## Request
Write the data out again, character for character, with no images.

Code that builds pages
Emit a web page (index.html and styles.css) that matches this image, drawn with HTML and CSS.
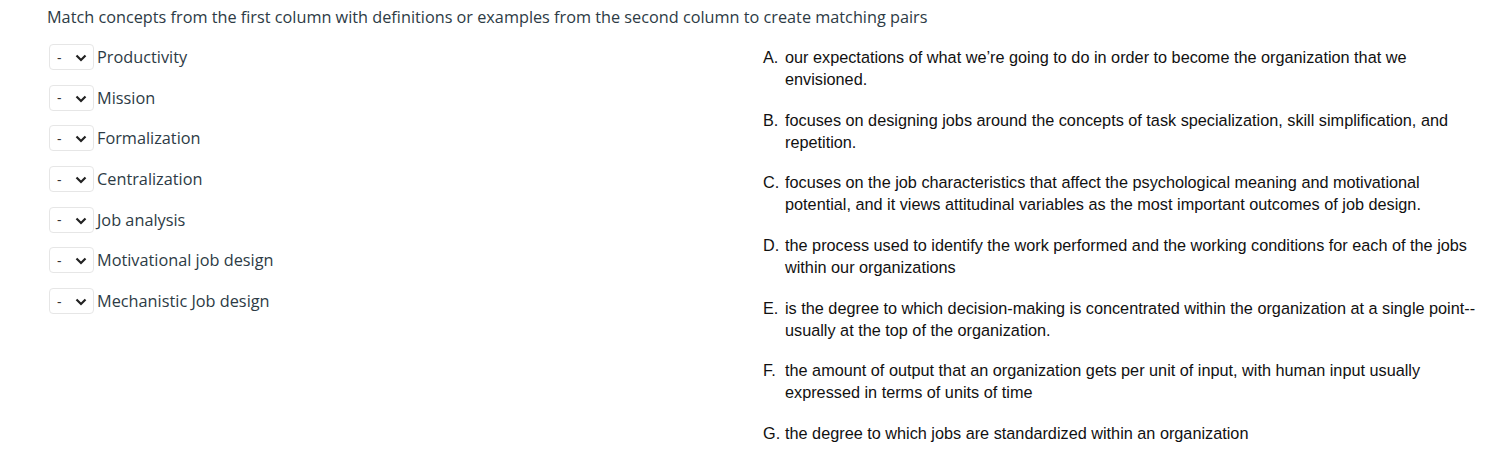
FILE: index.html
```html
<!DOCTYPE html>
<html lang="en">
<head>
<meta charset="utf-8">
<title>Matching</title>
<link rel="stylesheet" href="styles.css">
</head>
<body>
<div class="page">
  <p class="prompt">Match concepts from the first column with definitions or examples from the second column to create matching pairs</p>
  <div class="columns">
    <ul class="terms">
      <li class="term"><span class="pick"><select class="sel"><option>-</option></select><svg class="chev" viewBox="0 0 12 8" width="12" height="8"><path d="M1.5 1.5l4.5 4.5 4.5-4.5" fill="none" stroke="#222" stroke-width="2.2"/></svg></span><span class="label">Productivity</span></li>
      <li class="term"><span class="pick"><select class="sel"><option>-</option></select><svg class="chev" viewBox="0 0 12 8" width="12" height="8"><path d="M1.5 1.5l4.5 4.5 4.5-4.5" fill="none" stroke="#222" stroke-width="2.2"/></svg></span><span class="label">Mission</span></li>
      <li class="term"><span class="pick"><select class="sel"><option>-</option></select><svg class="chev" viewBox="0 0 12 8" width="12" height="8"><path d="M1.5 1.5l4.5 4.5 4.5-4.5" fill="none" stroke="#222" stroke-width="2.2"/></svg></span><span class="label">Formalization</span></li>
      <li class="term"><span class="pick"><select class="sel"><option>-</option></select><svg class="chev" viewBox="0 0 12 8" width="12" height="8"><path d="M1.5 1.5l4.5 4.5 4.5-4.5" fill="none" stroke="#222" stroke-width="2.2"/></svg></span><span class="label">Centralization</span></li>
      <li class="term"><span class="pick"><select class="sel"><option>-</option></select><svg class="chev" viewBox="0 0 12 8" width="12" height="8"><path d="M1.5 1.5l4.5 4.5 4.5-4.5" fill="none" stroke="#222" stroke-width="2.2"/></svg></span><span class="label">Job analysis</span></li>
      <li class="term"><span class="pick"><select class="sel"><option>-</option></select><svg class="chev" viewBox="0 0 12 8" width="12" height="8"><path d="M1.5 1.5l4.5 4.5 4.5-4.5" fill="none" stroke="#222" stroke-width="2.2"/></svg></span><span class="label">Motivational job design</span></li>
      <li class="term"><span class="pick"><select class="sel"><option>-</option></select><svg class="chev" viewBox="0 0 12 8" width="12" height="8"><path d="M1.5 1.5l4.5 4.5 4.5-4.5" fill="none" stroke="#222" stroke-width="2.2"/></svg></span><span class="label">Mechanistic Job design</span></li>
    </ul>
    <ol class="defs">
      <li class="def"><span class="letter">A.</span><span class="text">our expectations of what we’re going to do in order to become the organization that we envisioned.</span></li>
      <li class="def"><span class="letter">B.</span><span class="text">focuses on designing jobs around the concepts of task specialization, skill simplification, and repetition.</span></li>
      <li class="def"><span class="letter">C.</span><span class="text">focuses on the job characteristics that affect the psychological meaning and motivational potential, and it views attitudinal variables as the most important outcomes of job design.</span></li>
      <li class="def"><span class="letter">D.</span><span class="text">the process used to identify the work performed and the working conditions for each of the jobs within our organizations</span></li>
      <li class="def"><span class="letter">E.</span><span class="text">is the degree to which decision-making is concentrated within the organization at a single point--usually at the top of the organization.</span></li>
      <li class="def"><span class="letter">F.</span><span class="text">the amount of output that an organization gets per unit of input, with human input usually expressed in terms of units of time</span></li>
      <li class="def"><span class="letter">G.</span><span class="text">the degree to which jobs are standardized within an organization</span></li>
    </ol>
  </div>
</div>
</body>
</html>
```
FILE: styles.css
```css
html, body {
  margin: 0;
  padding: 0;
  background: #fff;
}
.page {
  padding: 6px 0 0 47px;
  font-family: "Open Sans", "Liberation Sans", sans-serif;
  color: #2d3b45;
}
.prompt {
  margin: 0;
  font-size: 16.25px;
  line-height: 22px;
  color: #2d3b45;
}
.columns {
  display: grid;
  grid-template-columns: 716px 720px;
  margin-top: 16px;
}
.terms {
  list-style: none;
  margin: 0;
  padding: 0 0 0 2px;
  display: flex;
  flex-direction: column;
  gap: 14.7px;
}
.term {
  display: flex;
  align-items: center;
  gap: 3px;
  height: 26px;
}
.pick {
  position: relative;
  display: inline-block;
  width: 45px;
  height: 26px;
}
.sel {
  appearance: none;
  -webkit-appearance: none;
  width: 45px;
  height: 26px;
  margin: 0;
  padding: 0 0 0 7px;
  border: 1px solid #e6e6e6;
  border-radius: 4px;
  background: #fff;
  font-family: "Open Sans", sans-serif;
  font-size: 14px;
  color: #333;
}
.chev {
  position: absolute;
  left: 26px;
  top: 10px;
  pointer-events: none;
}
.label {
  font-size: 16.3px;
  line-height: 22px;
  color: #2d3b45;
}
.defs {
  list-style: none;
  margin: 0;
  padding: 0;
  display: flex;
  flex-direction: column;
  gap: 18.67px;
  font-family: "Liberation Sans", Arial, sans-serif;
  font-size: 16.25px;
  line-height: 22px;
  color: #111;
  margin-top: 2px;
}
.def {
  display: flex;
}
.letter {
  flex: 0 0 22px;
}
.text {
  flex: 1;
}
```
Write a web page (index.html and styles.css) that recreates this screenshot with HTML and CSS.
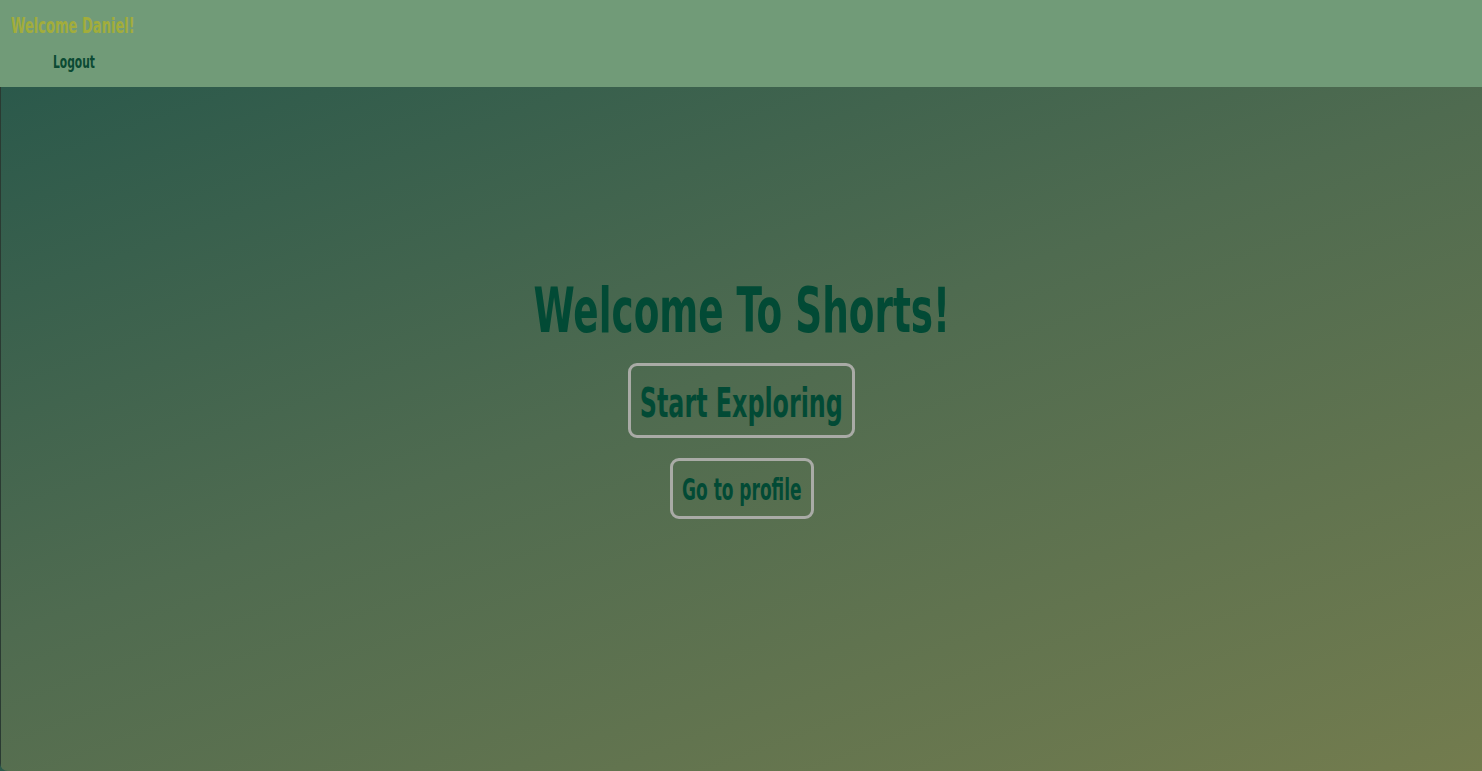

## Result of the exercise
Emit a web page (index.html and styles.css) that matches this image, drawn with HTML and CSS.
FILE: index.html
```html
<!DOCTYPE html>
<html lang="en">
<head>
<meta charset="utf-8">
<title>Matching</title>
<link rel="stylesheet" href="styles.css">
</head>
<body>
<div class="page">
  <p class="prompt">Match concepts from the first column with definitions or examples from the second column to create matching pairs</p>
  <div class="columns">
    <ul class="terms">
      <li class="term"><span class="pick"><select class="sel"><option>-</option></select><svg class="chev" viewBox="0 0 12 8" width="12" height="8"><path d="M1.5 1.5l4.5 4.5 4.5-4.5" fill="none" stroke="#222" stroke-width="2.2"/></svg></span><span class="label">Productivity</span></li>
      <li class="term"><span class="pick"><select class="sel"><option>-</option></select><svg class="chev" viewBox="0 0 12 8" width="12" height="8"><path d="M1.5 1.5l4.5 4.5 4.5-4.5" fill="none" stroke="#222" stroke-width="2.2"/></svg></span><span class="label">Mission</span></li>
      <li class="term"><span class="pick"><select class="sel"><option>-</option></select><svg class="chev" viewBox="0 0 12 8" width="12" height="8"><path d="M1.5 1.5l4.5 4.5 4.5-4.5" fill="none" stroke="#222" stroke-width="2.2"/></svg></span><span class="label">Formalization</span></li>
      <li class="term"><span class="pick"><select class="sel"><option>-</option></select><svg class="chev" viewBox="0 0 12 8" width="12" height="8"><path d="M1.5 1.5l4.5 4.5 4.5-4.5" fill="none" stroke="#222" stroke-width="2.2"/></svg></span><span class="label">Centralization</span></li>
      <li class="term"><span class="pick"><select class="sel"><option>-</option></select><svg class="chev" viewBox="0 0 12 8" width="12" height="8"><path d="M1.5 1.5l4.5 4.5 4.5-4.5" fill="none" stroke="#222" stroke-width="2.2"/></svg></span><span class="label">Job analysis</span></li>
      <li class="term"><span class="pick"><select class="sel"><option>-</option></select><svg class="chev" viewBox="0 0 12 8" width="12" height="8"><path d="M1.5 1.5l4.5 4.5 4.5-4.5" fill="none" stroke="#222" stroke-width="2.2"/></svg></span><span class="label">Motivational job design</span></li>
      <li class="term"><span class="pick"><select class="sel"><option>-</option></select><svg class="chev" viewBox="0 0 12 8" width="12" height="8"><path d="M1.5 1.5l4.5 4.5 4.5-4.5" fill="none" stroke="#222" stroke-width="2.2"/></svg></span><span class="label">Mechanistic Job design</span></li>
    </ul>
    <ol class="defs">
      <li class="def"><span class="letter">A.</span><span class="text">our expectations of what we’re going to do in order to become the organization that we envisioned.</span></li>
      <li class="def"><span class="letter">B.</span><span class="text">focuses on designing jobs around the concepts of task specialization, skill simplification, and repetition.</span></li>
      <li class="def"><span class="letter">C.</span><span class="text">focuses on the job characteristics that affect the psychological meaning and motivational potential, and it views attitudinal variables as the most important outcomes of job design.</span></li>
      <li class="def"><span class="letter">D.</span><span class="text">the process used to identify the work performed and the working conditions for each of the jobs within our organizations</span></li>
      <li class="def"><span class="letter">E.</span><span class="text">is the degree to which decision-making is concentrated within the organization at a single point--usually at the top of the organization.</span></li>
      <li class="def"><span class="letter">F.</span><span class="text">the amount of output that an organization gets per unit of input, with human input usually expressed in terms of units of time</span></li>
      <li class="def"><span class="letter">G.</span><span class="text">the degree to which jobs are standardized within an organization</span></li>
    </ol>
  </div>
</div>
</body>
</html>
```
FILE: styles.css
```css
html, body {
  margin: 0;
  padding: 0;
  background: #fff;
}
.page {
  padding: 6px 0 0 47px;
  font-family: "Open Sans", "Liberation Sans", sans-serif;
  color: #2d3b45;
}
.prompt {
  margin: 0;
  font-size: 16.25px;
  line-height: 22px;
  color: #2d3b45;
}
.columns {
  display: grid;
  grid-template-columns: 716px 720px;
  margin-top: 16px;
}
.terms {
  list-style: none;
  margin: 0;
  padding: 0 0 0 2px;
  display: flex;
  flex-direction: column;
  gap: 14.7px;
}
.term {
  display: flex;
  align-items: center;
  gap: 3px;
  height: 26px;
}
.pick {
  position: relative;
  display: inline-block;
  width: 45px;
  height: 26px;
}
.sel {
  appearance: none;
  -webkit-appearance: none;
  width: 45px;
  height: 26px;
  margin: 0;
  padding: 0 0 0 7px;
  border: 1px solid #e6e6e6;
  border-radius: 4px;
  background: #fff;
  font-family: "Open Sans", sans-serif;
  font-size: 14px;
  color: #333;
}
.chev {
  position: absolute;
  left: 26px;
  top: 10px;
  pointer-events: none;
}
.label {
  font-size: 16.3px;
  line-height: 22px;
  color: #2d3b45;
}
.defs {
  list-style: none;
  margin: 0;
  padding: 0;
  display: flex;
  flex-direction: column;
  gap: 18.67px;
  font-family: "Liberation Sans", Arial, sans-serif;
  font-size: 16.25px;
  line-height: 22px;
  color: #111;
  margin-top: 2px;
}
.def {
  display: flex;
}
.letter {
  flex: 0 0 22px;
}
.text {
  flex: 1;
}
```
Write a web page (index.html and styles.css) that recreates this screenshot with HTML and CSS.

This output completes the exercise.